» **Problem requirements**
Retype only what runs from the beginning of the data through the line with "import React from"; please omit the pictures and keep every line exact.

» **Dataset section**
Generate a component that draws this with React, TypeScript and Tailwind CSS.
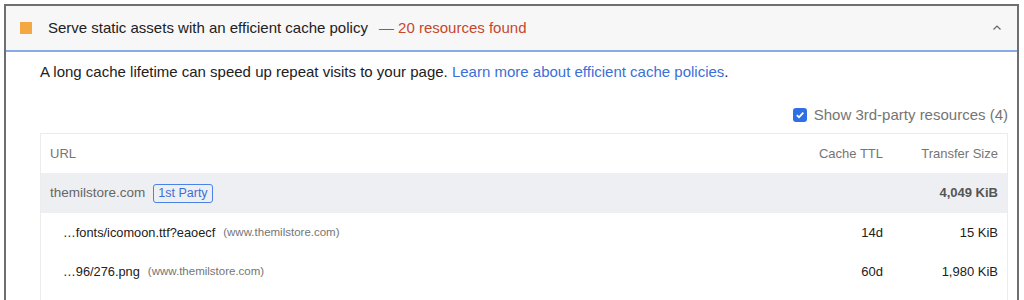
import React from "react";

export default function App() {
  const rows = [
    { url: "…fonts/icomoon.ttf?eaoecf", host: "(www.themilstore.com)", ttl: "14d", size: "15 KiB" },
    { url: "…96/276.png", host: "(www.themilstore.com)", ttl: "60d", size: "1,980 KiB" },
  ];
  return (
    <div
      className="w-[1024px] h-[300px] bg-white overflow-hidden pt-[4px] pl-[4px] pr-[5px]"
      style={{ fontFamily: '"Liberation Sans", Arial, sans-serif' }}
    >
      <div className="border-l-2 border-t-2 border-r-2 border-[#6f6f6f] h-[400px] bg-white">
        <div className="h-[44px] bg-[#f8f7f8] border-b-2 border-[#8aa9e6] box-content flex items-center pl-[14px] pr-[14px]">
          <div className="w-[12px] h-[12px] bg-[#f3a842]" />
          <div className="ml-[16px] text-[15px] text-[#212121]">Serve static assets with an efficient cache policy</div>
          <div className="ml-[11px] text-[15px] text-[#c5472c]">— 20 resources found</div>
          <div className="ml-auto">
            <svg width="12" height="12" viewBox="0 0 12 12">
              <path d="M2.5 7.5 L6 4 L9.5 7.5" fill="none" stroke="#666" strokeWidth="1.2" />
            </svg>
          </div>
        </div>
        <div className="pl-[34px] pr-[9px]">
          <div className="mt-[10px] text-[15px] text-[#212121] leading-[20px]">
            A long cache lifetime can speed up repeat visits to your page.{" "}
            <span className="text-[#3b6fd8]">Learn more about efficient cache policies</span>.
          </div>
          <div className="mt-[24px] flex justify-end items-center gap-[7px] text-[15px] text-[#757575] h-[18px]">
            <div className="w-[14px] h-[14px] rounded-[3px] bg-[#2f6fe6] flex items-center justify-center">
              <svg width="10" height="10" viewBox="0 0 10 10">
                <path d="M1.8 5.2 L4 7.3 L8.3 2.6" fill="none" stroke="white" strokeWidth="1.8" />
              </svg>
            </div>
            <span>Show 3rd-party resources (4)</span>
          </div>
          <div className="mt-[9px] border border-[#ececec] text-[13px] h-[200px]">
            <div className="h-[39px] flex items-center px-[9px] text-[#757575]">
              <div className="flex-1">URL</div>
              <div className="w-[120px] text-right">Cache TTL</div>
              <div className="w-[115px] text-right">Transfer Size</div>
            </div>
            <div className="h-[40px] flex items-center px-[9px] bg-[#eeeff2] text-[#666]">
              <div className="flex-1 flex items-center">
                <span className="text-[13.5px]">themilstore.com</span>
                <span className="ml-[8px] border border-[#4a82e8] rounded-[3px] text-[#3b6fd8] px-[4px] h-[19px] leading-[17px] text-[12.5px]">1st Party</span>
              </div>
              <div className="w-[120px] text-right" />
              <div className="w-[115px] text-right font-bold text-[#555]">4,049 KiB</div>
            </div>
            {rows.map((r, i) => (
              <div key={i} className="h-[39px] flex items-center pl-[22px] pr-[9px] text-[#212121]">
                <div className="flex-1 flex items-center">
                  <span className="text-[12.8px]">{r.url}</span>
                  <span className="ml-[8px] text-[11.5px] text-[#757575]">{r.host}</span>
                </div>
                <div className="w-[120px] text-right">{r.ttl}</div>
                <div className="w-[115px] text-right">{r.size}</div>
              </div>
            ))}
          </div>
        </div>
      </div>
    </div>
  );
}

» **Response to the task**
Generate a component that draws this with React, TypeScript and Tailwind CSS.
import React from "react";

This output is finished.